The woman who was Germany’s minister for defence for six years and was tipped to lead Nato before her appointment as president for a second term seems coated in Teflon-strength immunity. Nothing sticks
This is not the first time von der Leyen has given the EU’s blessing to Binyamin Netanyahu’s massacring of innocents. The day after Hamas’s murderous incursion into Israel in October 2023 left 1,195 people dead and nearly 250 abducted, she ordered that the Israeli flag be projected on to the commission’s head office in Brussels. Then, as the Israeli government announced it was stopping supplies of food, water and electricity to Gaza, she flew to Tel Aviv to assure Netanyahu he could “count on” the EU’s support in waging war on Gaza. Josep Borrell, the bloc’s high representative for foreign affairs at the time, clarified that she was not entitled to decide EU foreign policy.
As a German citizen, von der Leyen may be well motivated by her country’s history to ensure the protection of Jewish people, but it does not justify siding with a genocidal regime.
Spain and Ireland’s request in February 2024 for an urgent review of the EU-Israel trade agreement does not appear to gone anywhere significant.
The woman who was Germany’s minister for defence for six years and was tipped to lead Nato before her appointment as president for a second term seems coated in Teflon-strength immunity. Nothing sticks. Even when the UN Special Rapporteur on Palestine, Francesca Albanese, accused her of complicity in Israel’s war crimes, EU leaders failed to censure her. If they need evidence, here are some facts to start with:
Israel has slaughtered more than 56,000 people in Gaza since October 2023;
Israel has attacked Lebanon, Syria, Yemen, Qatar and Iran this year;
Israeli soldiers and settlers killed 938 Palestinians in the West Bank and East Jerusalem between October 7th, 2023 and the end of last month;
Israel is the only country in the Middle East with nuclear weapons;
Israel has fired in the direction of Unifil soldiers, including Irish – ergo EU – peacekeepers in Lebanon;
Israel has fired in the direction of EU officials and diplomats in the West Bank.
Mark Twain described an uneasy conscience as “a hair in the mouth”. In her acceptance speech when she was conferred with an honorary doctorate by Ben-Gurion University of the Negev in 2022, von der Leyen said the Holocaust was “an indelible stain” on her country’s conscience and it must never be forgotten. No rational person would argue otherwise. The Nazis’ systematic extermination of Jews in Europe spread its stain beyond Germany’s borders and the world must be forever vigilant in countering anti-Semitism, but not at the price of Islamophobia. The hair in the mouth turns the heart to stone when a guilty conscience can condone thousands upon thousands of children being strafed with gunfire, blown apart by air strikes, starved to death and dying of thirst.
A new EU report has stated there is evidence that Israel has violated human rights conditions agreed in its trade deal with Europe. News so stale it is an affront to the people of Gaza. About 26,000 more have been killed there in the 16 months since von der Leyen dismissed the request from Dublin and Madrid.

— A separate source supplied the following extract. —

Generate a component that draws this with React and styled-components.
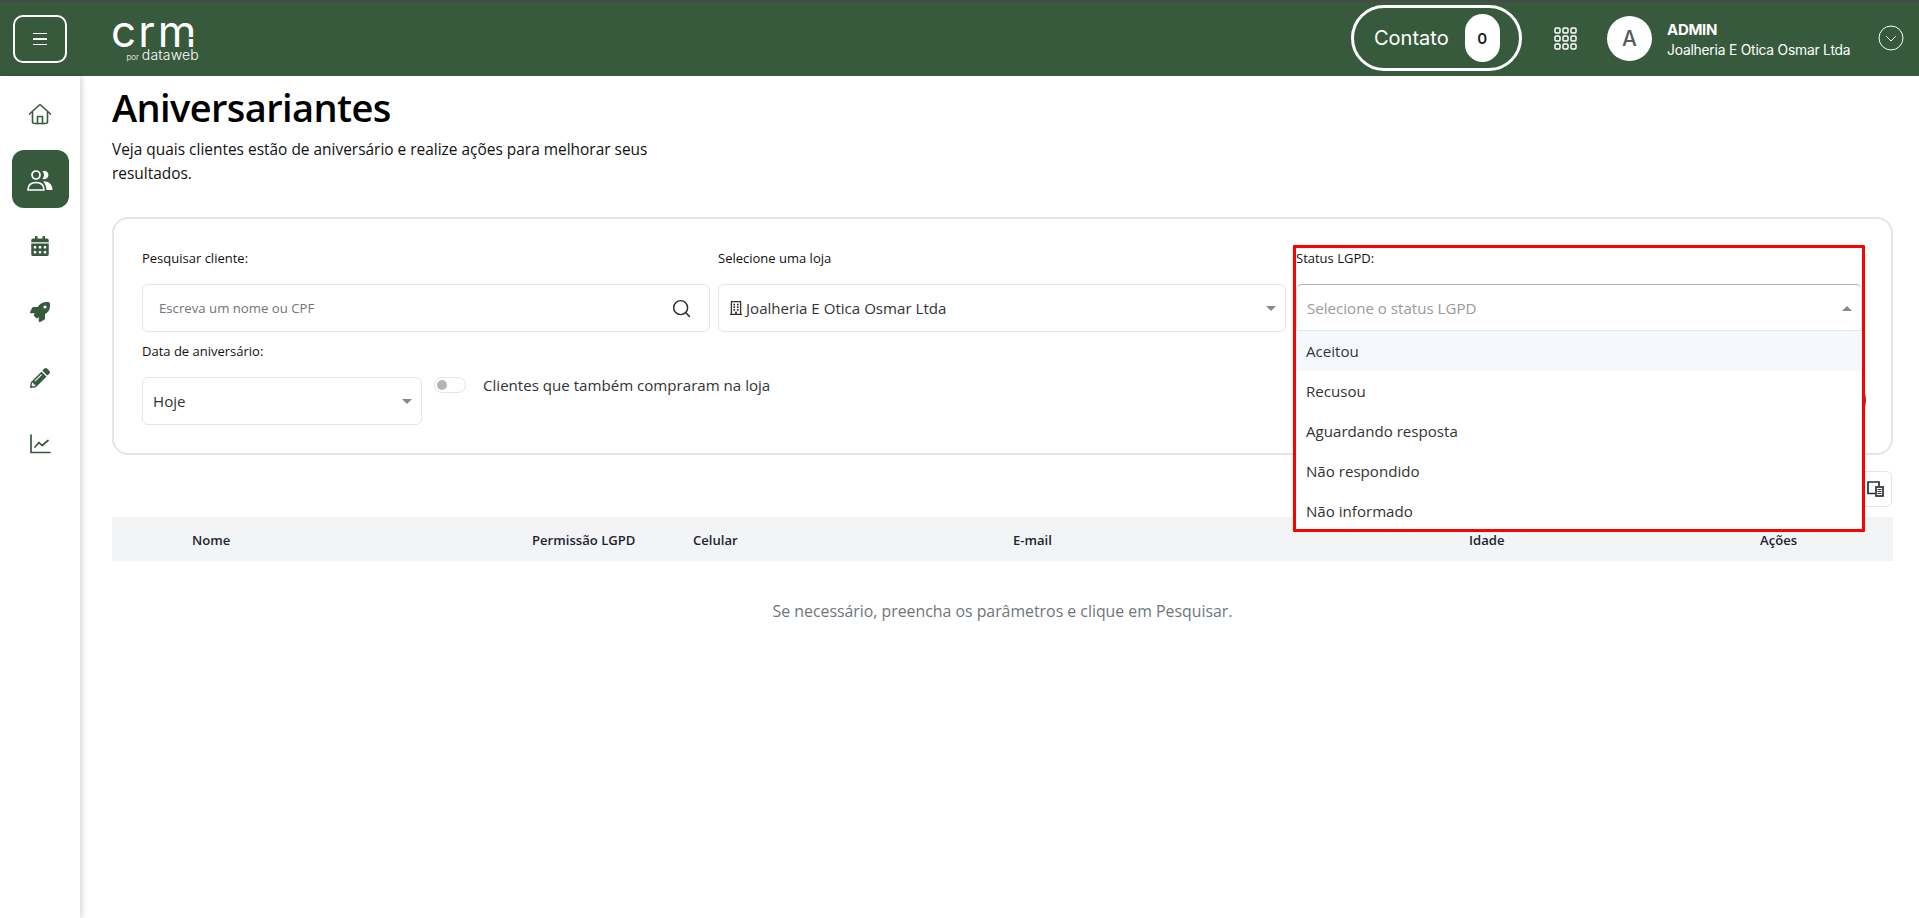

This week, the EU’s foreign ministers decided to postpone any decision about the trade deal until they next meet on July 15th, by which time – judging by the current daily death toll – hundreds more people will have perished. Surely Fianna Fáil MEPs who voted against von der Leyen’s reappointment as president last year are kicking up a stink with their Fine Gael government partners who are in the same EU alliance as her and who backed her nomination. It is noteworthy that more than 90 per cent of the alliance’s party leaders are men.
The creation of an EU army is central to von der Leyen’s vision for Europe. Heaven forbid that it should happen on her watch. For she is living proof of the foolishness of the hypothesis that there would be no wars if women ruled the world. See also Margaret Thatcher, darling of the Tory fraternity, who sentenced 320 people to death on board the Belgrano. As long as the patriarchy keeps choosing the women, the world will not be in safer hands. The question that will always need to be asked is which women?